A search for "zombie fiction" on Amazon currently provides you with more than 25,000 options. Barely a week goes by without another onslaught from the living dead on our screens. We've just seen the return of one of the most successful of these, "The Walking Dead," starring Andrew Lincoln as small-town sheriff Rick Grimes. The show follows the adventures of Rick and fellow survivors as they kill lots of zombies and increasingly, other survivors, as they desperately seek safety.
Generational monsters
Since at least the late 19th century, each generation has created fictional enemies that reflect a broader unease with cultural or scientific developments. The "Yellow Peril" villains such as Fu Manchu were a response to the massive increase in Chinese migration to the U.S. and Europe from the 1870s, for example.
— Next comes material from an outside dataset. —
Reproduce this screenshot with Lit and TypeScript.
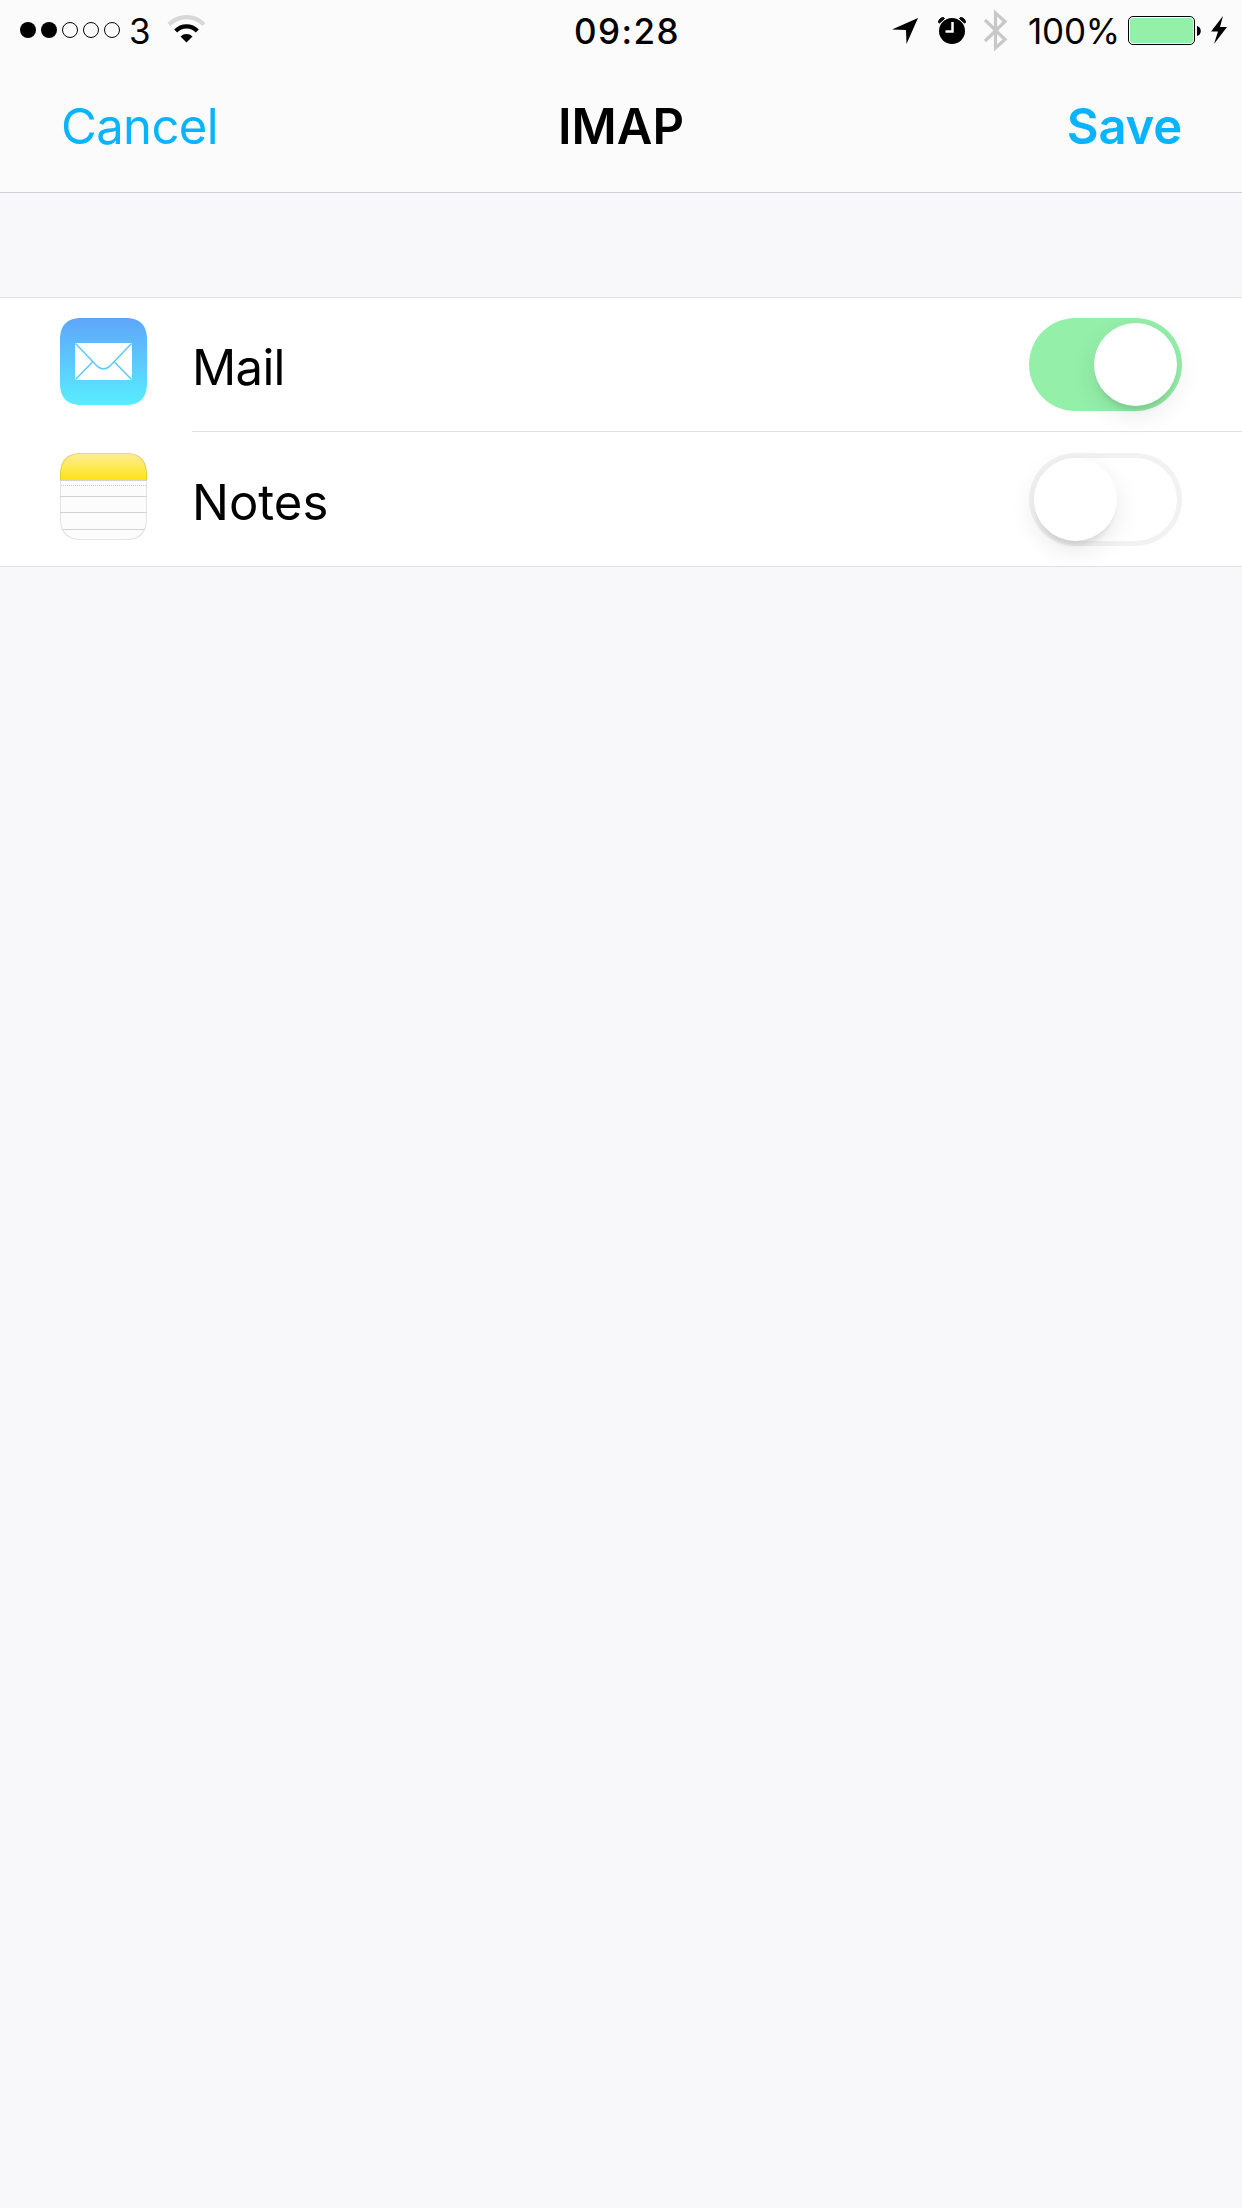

As the industrial revolution steamed ahead, speculative fiction of authors such as H. G. Wells began to consider where scientific innovation would take mankind. This trend reached its height in the Cold War during the 1950s and 1960s. Radiation-mutated monsters and invasions from space seen through the paranoid lens of communism all postulated the imminent demise of mankind.
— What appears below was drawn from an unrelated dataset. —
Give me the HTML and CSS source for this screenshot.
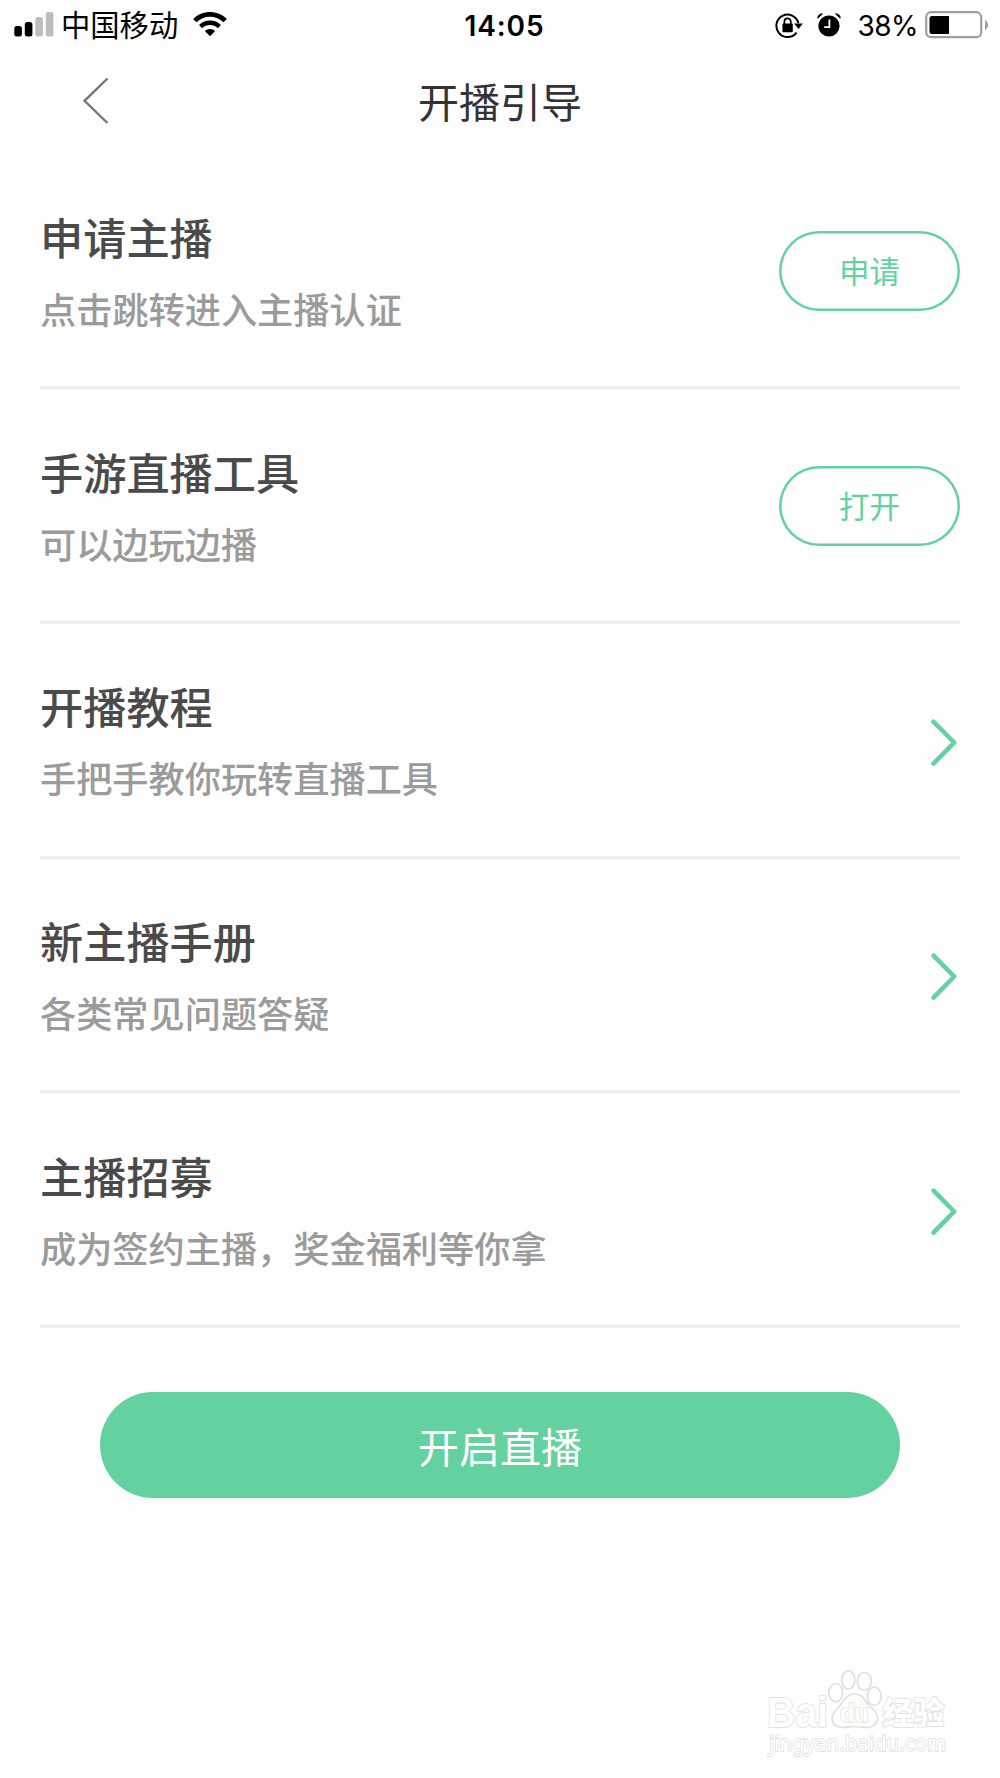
FILE: index.html
```html
<!DOCTYPE html>
<html lang="zh-CN">
  <head>
    <meta charset="UTF-8" />
    <meta name="viewport" content="width=device-width, initial-scale=1.0" />
    <title>开播引导</title>
    <link rel="stylesheet" href="styles.css">
  </head>
  <body>
    <div class="status-bar">
      <div class="status-left">
        <svg class="signal" width="40" height="26" viewBox="0 0 40 26">
          <rect x="0.3" y="14" width="7.6" height="10.5" rx="2.5" fill="#000" />
          <rect x="10.8" y="10" width="7.6" height="14.5" rx="2.5" fill="#000" />
          <rect x="21.3" y="5" width="7.6" height="19.5" rx="2.5" fill="#bdbdbd" />
          <rect x="31.8" y="0" width="7.6" height="24.5" rx="2.5" fill="#bdbdbd" />
        </svg>
        <span class="carrier">中国移动</span>
        <svg class="wifi" width="34" height="25" viewBox="0 0 34 25">
          <path d="M1.8 8.6a21.6 21.6 0 0 1 30.4 0" fill="none" stroke="#000" stroke-width="4.8" />
          <path d="M7.6 14.6a13.4 13.4 0 0 1 18.8 0" fill="none" stroke="#000" stroke-width="4.4" />
          <path d="M17 24.3l-5.2-5.2a7.4 7.4 0 0 1 10.4 0z" fill="#000" />
        </svg>
      </div>
      <div class="time">14:05</div>
      <div class="status-right">
        <svg class="lock" width="28" height="25" viewBox="0 0 28 25">
          <path d="M21.5 19.6A11.2 11.2 0 1 1 23.4 10" fill="none" stroke="#000" stroke-width="2" />
          <path d="M19 10.5h8.8l-4.2 5.5z" fill="#000" />
          <rect x="7.4" y="10.6" width="10.4" height="8.6" rx="1" fill="#000" />
          <path d="M9.4 11V8.6a3.2 3.2 0 0 1 6.4 0V11" fill="none" stroke="#000" stroke-width="1.7" />
        </svg>
        <svg class="alarm" width="24" height="24" viewBox="0 0 24 24">
          <circle cx="12" cy="13" r="10.6" fill="#000" />
          <path d="M0.8 5.2A4.2 4.2 0 0 1 5.4 0.9zM23.2 5.2A4.2 4.2 0 0 0 18.6 0.9z" fill="#000" stroke="#000" stroke-width="1" />
          <path d="M12.4 6.6v7.6H7.2" fill="none" stroke="#fff" stroke-width="1.8" />
        </svg>
        <span class="percent">38%</span>
        <svg class="battery" width="64" height="28" viewBox="0 0 64 28">
          <rect x="1.2" y="1.2" width="55" height="25" rx="5" fill="#fff" stroke="#9e9e9e" stroke-width="2.2" />
          <path d="M7 5h17v18H7a2.5 2.5 0 0 1-2.5-2.5v-13A2.5 2.5 0 0 1 7 5z" fill="#000" />
          <path d="M60 9c4 2 4 8 0 10z" fill="#9e9e9e" />
        </svg>
      </div>
    </div>

    <div class="nav">
      <svg class="back" width="28" height="48" viewBox="0 0 28 48">
        <path d="M25.5 1.5L2.5 23.8l23 22.2" fill="none" stroke="#777" stroke-width="2.4" />
      </svg>
      <h1 class="nav-title">开播引导</h1>
    </div>

    <div class="list">
      <div class="item">
        <div class="info">
          <h2>申请主播</h2>
          <p>点击跳转进入主播认证</p>
        </div>
        <button class="outline-btn">申请</button>
      </div>
      <div class="item">
        <div class="info">
          <h2>手游直播工具</h2>
          <p>可以边玩边播</p>
        </div>
        <button class="outline-btn">打开</button>
      </div>
      <div class="item">
        <div class="info">
          <h2>开播教程</h2>
          <p>手把手教你玩转直播工具</p>
        </div>
        <svg class="arrow" width="30" height="50" viewBox="0 0 30 50">
          <path d="M3.5 3.6L24.2 24.5 3.5 45.7" />
        </svg>
      </div>
      <div class="item">
        <div class="info">
          <h2>新主播手册</h2>
          <p>各类常见问题答疑</p>
        </div>
        <svg class="arrow" width="30" height="50" viewBox="0 0 30 50">
          <path d="M3.5 3.6L24.2 24.5 3.5 45.7" />
        </svg>
      </div>
      <div class="item">
        <div class="info">
          <h2>主播招募</h2>
          <p>成为签约主播，奖金福利等你拿</p>
        </div>
        <svg class="arrow" width="30" height="50" viewBox="0 0 30 50">
          <path d="M3.5 3.6L24.2 24.5 3.5 45.7" />
        </svg>
      </div>
    </div>

    <button class="start-btn">开启直播</button>

    <svg class="watermark" width="240" height="120" viewBox="0 0 240 120">
      <ellipse cx="95.7" cy="42.7" rx="7" ry="9" />
      <ellipse cx="108.3" cy="30" rx="6.5" ry="9.3" />
      <ellipse cx="124.3" cy="31.3" rx="7" ry="9" />
      <ellipse cx="134.3" cy="46.3" rx="7" ry="9" />
      <path d="M114.5 44c8 0 10 6 14 11 5 5 9 7 9 13 0 7-6 10-12 9.5-4-.5-7-1-11-1s-6 .5-10 1c-7 .5-12.500-3-12.500-9.500 0-5 4-8 8.500-13 4-5 6-11 14-11z" />
      <text class="wm-logo" x="27" y="76.5" textLength="61" lengthAdjust="spacingAndGlyphs">Bai</text>
      <text class="wm-du" x="100" y="71.5" textLength="28.5" lengthAdjust="spacingAndGlyphs">du</text>
      <text class="wm-cn" x="142.5" y="74">经验</text>
      <text class="wm-url" x="29" y="100.5" textLength="177" lengthAdjust="spacingAndGlyphs">jingyan.baidu.com</text>
    </svg>
  </body>
</html>
```

FILE: styles.css
```css
* {
  box-sizing: border-box;
}

body {
  margin: 0;
  position: relative;
  height: 1778px;
  overflow: hidden;
  background-color: #fefefe;
  font-family: "Noto Sans CJK SC", sans-serif;
}

h1,
h2,
p {
  margin: 0;
}

button {
  font-family: inherit;
  padding: 0;
}

.status-bar {
  display: grid;
  grid-template-columns: 1fr auto 1fr;
  align-items: center;
  height: 50px;
  padding: 0 11px 0 14px;
  color: #000;
}

.status-left,
.status-right {
  display: flex;
  align-items: center;
}

.status-left svg {
  margin-top: -1px;
}

.status-right {
  justify-content: flex-end;
}

.carrier {
  margin: 0 15px 0 7px;
  padding-bottom: 3px;
  font-size: 29.3px;
  line-height: 47px;
}

.time {
  padding: 1px 0 0 6px;
  font-family: Inter, sans-serif;
  font-size: 28px;
  font-weight: 600;
  letter-spacing: 0.9px;
}

.alarm {
  margin: 0 16px 0 14px;
}

.percent {
  padding-top: 1px;
  margin-right: 7px;
  font-family: Inter, sans-serif;
  font-size: 28px;
  letter-spacing: -0.5px;
}

.nav {
  display: grid;
  grid-template-columns: 100px 1fr 100px;
  align-items: center;
  height: 104.5px;
}

.back {
  justify-self: end;
  margin: 0 -10px 2px 0;
}

.nav-title {
  padding-bottom: 4px;
  text-align: center;
  font-size: 41px;
  font-weight: 400;
  line-height: 60px;
  color: #333;
}

.list {
  padding: 0 40px;
}

.item {
  display: flex;
  align-items: center;
  justify-content: space-between;
  height: 234.7px;
  border-bottom: 3px solid #eee;
}

.info {
  padding-top: 3px;
}

.info h2 {
  font-size: 43.2px;
  font-weight: 500;
  line-height: 70px;
  color: #4a4a4a;
}

.info p {
  padding-top: 2px;
  font-size: 36.2px;
  font-weight: 500;
  line-height: 70px;
  color: #9b9b9b;
}

.outline-btn {
  width: 181px;
  height: 80px;
  margin-top: 1px;
  padding-bottom: 2px;
  border: none;
  border-radius: 40px;
  box-shadow: inset 0 0 0 2.5px #64d1a0;
  background: none;
  color: #64d1a0;
  font-size: 30.5px;
  font-weight: 400;
}

.arrow {
  margin-top: 6px;
  fill: none;
  stroke: #64d1a0;
  stroke-width: 4.6;
  stroke-linecap: round;
  stroke-linejoin: round;
}

.start-btn {
  display: block;
  width: 800px;
  height: 106px;
  margin: 64.5px auto 0;
  border: none;
  border-radius: 53px;
  background-color: #64d1a0;
  color: #fff;
  font-size: 41px;
  font-weight: 400;
}

.watermark {
  position: absolute;
  right: 20px;
  bottom: 8px;
  fill: #fff;
  stroke: #dedede;
  stroke-width: 1.6;
}

.watermark text {
  paint-order: stroke;
}

.wm-logo {
  font-family: "Liberation Sans", sans-serif;
  font-size: 42px;
  font-weight: 700;
}

.wm-du {
  font-family: "Liberation Sans", sans-serif;
  font-size: 26px;
  font-weight: 700;
}

.wm-cn {
  font-size: 31px;
  font-weight: 900;
}

.wm-url {
  font-family: "Noto Sans", sans-serif;
  font-size: 22px;
}
```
By the 1970s, in films such as "The Parallax View" and "Three Days of the Condor," the enemy evolved into government institutions and powerful corporations. This reflected public disenchantment following years of increasing social conflict, Vietnam and the Watergate scandal.
In the 1980s and 1990s it was the threat of AIDS that was embodied in the monsters of the era, such as "bunny boiling" stalker Alex in "Fatal Attraction." Alex's obsessive pursuit of the man with whom she shared a one-night stand, Susanne Leonard argues, represented "the new cultural alignment between risk and sexual contact," a theme continued with Anne Rice's vampire Lestat in her series "The Vampire Chronicles."
Risk and anxiety
Zombies, the flesh-eating undead, have been mentioned in stories for more than 4,000 years. But the genre really developed with the work of H.G. Wells, Poe and particularly H.P. Lovecraft in the early 20th century. Yet these ponderous adversaries, descendants of Mary Shelley's Frankenstein, have little in common with the vast hordes that threaten mankind's existence in the modern versions.